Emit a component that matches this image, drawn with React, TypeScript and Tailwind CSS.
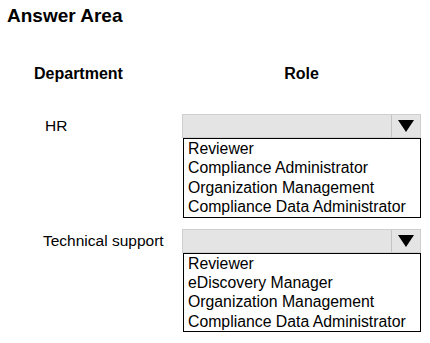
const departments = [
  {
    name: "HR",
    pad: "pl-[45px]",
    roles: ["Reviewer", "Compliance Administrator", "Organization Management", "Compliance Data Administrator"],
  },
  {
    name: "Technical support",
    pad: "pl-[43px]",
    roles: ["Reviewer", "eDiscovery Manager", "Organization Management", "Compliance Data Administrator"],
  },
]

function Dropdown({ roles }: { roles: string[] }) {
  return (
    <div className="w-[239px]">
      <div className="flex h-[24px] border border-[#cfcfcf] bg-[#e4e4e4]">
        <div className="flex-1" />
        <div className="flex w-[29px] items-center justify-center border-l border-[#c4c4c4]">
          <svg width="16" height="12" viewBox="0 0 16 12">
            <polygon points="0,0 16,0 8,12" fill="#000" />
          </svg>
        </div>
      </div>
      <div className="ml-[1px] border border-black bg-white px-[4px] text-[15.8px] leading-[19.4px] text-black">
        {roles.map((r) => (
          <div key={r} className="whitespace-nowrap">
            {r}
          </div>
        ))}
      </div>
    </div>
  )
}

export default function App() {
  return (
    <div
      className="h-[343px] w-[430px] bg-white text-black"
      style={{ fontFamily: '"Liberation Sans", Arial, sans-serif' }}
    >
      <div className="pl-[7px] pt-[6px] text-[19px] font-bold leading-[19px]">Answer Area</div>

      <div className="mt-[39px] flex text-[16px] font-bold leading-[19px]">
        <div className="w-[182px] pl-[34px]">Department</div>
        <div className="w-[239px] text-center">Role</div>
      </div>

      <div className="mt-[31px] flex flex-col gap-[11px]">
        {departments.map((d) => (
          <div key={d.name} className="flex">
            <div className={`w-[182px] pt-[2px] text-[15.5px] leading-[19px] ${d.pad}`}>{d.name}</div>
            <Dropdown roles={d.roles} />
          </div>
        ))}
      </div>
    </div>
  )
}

OBJECTIVE
Leave out the pictures and print every line of the data exactly.

COMPLETE OUTPUT
Emit a component that matches this image, drawn with React, TypeScript and Tailwind CSS.
const departments = [
  {
    name: "HR",
    pad: "pl-[45px]",
    roles: ["Reviewer", "Compliance Administrator", "Organization Management", "Compliance Data Administrator"],
  },
  {
    name: "Technical support",
    pad: "pl-[43px]",
    roles: ["Reviewer", "eDiscovery Manager", "Organization Management", "Compliance Data Administrator"],
  },
]

function Dropdown({ roles }: { roles: string[] }) {
  return (
    <div className="w-[239px]">
      <div className="flex h-[24px] border border-[#cfcfcf] bg-[#e4e4e4]">
        <div className="flex-1" />
        <div className="flex w-[29px] items-center justify-center border-l border-[#c4c4c4]">
          <svg width="16" height="12" viewBox="0 0 16 12">
            <polygon points="0,0 16,0 8,12" fill="#000" />
          </svg>
        </div>
      </div>
      <div className="ml-[1px] border border-black bg-white px-[4px] text-[15.8px] leading-[19.4px] text-black">
        {roles.map((r) => (
          <div key={r} className="whitespace-nowrap">
            {r}
          </div>
        ))}
      </div>
    </div>
  )
}

export default function App() {
  return (
    <div
      className="h-[343px] w-[430px] bg-white text-black"
      style={{ fontFamily: '"Liberation Sans", Arial, sans-serif' }}
    >
      <div className="pl-[7px] pt-[6px] text-[19px] font-bold leading-[19px]">Answer Area</div>

      <div className="mt-[39px] flex text-[16px] font-bold leading-[19px]">
        <div className="w-[182px] pl-[34px]">Department</div>
        <div className="w-[239px] text-center">Role</div>
      </div>

      <div className="mt-[31px] flex flex-col gap-[11px]">
        {departments.map((d) => (
          <div key={d.name} className="flex">
            <div className={`w-[182px] pt-[2px] text-[15.5px] leading-[19px] ${d.pad}`}>{d.name}</div>
            <Dropdown roles={d.roles} />
          </div>
        ))}
      </div>
    </div>
  )
}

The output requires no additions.